Even a majority opinion on “standards” concerning looks or status will never necessitate that everyone else is invalid or less valuable. No one is more valuable than anyone else, and it is very important to avoid putting other people on a pedestal. Even the people we admire most have flaws; don’t be afraid to see those people as regular humans, just like you and me.


Those thoughts may not be enough to completely prevent feeling self-conscious, but there are plenty of things you can practice doing to alleviate and later eliminate this useless anxiety from your life. (You are beautiful, girl—these self-savage thoughts are not worth your time!)

First, figure out exactly what you’re feeling self-conscious about. We don’t always act out our emotions in a healthy way, and sometimes we may not be positive what the “root” of our anxiety is until we reflect on it. Once you’ve identified the problem, consider whether or not it has a workable solution. For example, if you’re self-conscious about your ashy knees and elbows, pick up a dry skin lotion and work towards healing your body. With a bit of time, testing, and patience, problems like these can be completely resolved. (If you’re stuck somewhere in a pinch, ask a friend, teacher, nurse, or another resource if they can spare you any Vaseline.)


Let’s say, though, that your “problem” can’t be “fixed” like the example above. What if you’re self-conscious about something you can’t change, now, or with time? Some fundamental element of you, a part of who you are, just bothers you. This is something you will likely have to make peace with—but that sounds very much like accepting something negative, rather than celebrating something positive. You should love all of yourself! And I think it’s possible, but your current perspective might be too focused on your anxieties to let that happen.

Think now about someone you’re close with. A friend, sibling, cousin, or guardian, maybe. They are all different from you and probably have things that they are self-conscious about that differ from yours. Imagine for a second, though, that they have the quality you’re upset about. Would you treat them any differently? What would you say to them if they came to you, crying, sad, or anxious about it?

Odds are, you would 100% treat your friend better than you’re treating yourself.

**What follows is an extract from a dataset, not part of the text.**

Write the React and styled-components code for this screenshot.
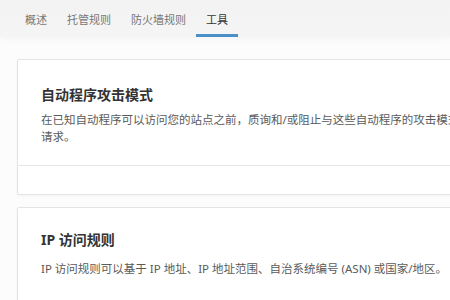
import React from 'react';
import styled, { createGlobalStyle } from 'styled-components';

const GlobalStyle = createGlobalStyle`
  html, body {
    margin: 0;
    padding: 0;
    background: #fcfcfc;
    overflow: hidden;
  }
  body {
    font-family: "Noto Sans", "Noto Sans CJK SC", sans-serif;
    color: #333;
  }
`;

const Page = styled.div`
  width: 450px;
  height: 300px;
  overflow: hidden;
`;

const TabBar = styled.nav`
  display: flex;
  height: 37px;
  padding-left: 15px;
  background: linear-gradient(#f2f2f2, #f5f5f5);
  box-shadow: 0 2px 8px rgba(0, 0, 0, 0.04);
`;

const Tab = styled.div`
  display: flex;
  align-items: center;
  padding: 3px 10px 0;
  font-size: 11px;
  color: ${p => (p.$active ? '#333' : '#777')};
  border-bottom: 3px solid ${p => (p.$active ? '#4a8fc6' : 'transparent')};
  box-sizing: border-box;
`;

const Content = styled.main`
  display: flex;
  flex-direction: column;
  gap: 12px;
  padding: 22px 0 0 17px;
`;

const Card = styled.section`
  width: 520px;
  flex-shrink: 0;
  background: #fff;
  border: 1px solid #e4e4e4;
  border-radius: 2px;
  box-shadow: 0 1px 3px rgba(0, 0, 0, 0.04);
`;

const CardBody = styled.div`
  padding: ${p => p.$top}px 0 ${p => p.$bottom}px 23px;
`;

const Title = styled.h3`
  margin: 0;
  font-size: 14px;
  line-height: 20px;
  font-weight: 700;
  color: #333;
`;

const Desc = styled.p`
  margin: ${p => p.$gap}px 0 0;
  width: 464px;
  font-size: 11.5px;
  line-height: 17px;
  color: #5a5a5a;
`;

const CardFooter = styled.div`
  height: 28px;
  border-top: 1px solid #e6e6e6;
`;

const tabs = ['概述', '托管规则', '防火墙规则', '工具'];

export default function App() {
  return (
    <Page>
      <GlobalStyle />
      <TabBar>
        {tabs.map(t => (
          <Tab key={t} $active={t === '工具'}>{t}</Tab>
        ))}
      </TabBar>
      <Content>
        <Card>
          <CardBody $top={25} $bottom={20}>
            <Title>自动程序攻击模式</Title>
            <Desc $gap={6}>
              在已知自动程序可以访问您的站点之前，质询和/或阻止与这些自动程序的攻击模式匹配的请求。
            </Desc>
          </CardBody>
          <CardFooter />
        </Card>
        <Card>
          <CardBody $top={22} $bottom={24}>
            <Title>IP 访问规则</Title>
            <Desc $gap={10}>
              IP 访问规则可以基于 IP 地址、IP 地址范围、自治系统编号 (ASN) 或国家/地区。
            </Desc>
          </CardBody>
        </Card>
      </Content>
    </Page>
  );
}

You would talk to them kindly, minimize their irrational worries, and point out all of their strengths. You would still love them, respect them, and care for them. Sometimes it helps to acknowledge that this is also how we should be treating ourselves.

Can you think of examples of people you know, admire, or care about who seem to embrace their differences? These people are no more powerful, successful, or good looking than you are. Even if it takes time, you can build a space of confidence and self-love and reclaim your ability to be present during fun times and exciting life adventures, instead of letting self-conscious thoughts dim your experience. Practice moving forward from these thoughts as soon as you notice them. Turn your attention outward, focus on someone else’s words, or get your mind involved in another thought process.

Dwelling on our self-conscious thoughts only makes them worse. We are already putting something we’re worried about under a microscope and making it appear much more noticeable than it actually is; give your brain and your body a break by pushing past self-conscious feelings as they crop up. The more success you have with this little mental game, the easier it will become to automatically ignore your worries.

Of course, sometimes we’ll get caught up and spiral and end up crying in front of the mirror, but that’s OK, too, because we can cope with that! No, it never feels good, but just like with the thoughts themselves, the best practice is to move forward. Pick yourself up, remember that you’re strong, and be kind to yourself. If you’re struggling with where to start, try to rationalize your self-conscious worries with facts. Oftentimes, our emotions overrule the facts or even utilize tiny bits of information to make sense of something much larger, helping us create a false narrative. Take the time to sort out what you’re feeling versus what you actually know for a fact.

Most of all, keep on repeating to yourself that you deserve to feel happy and proud of yourself. Your accomplishments and your appearance are not going to be on track with everyone else, and that’s what makes you unique and interesting!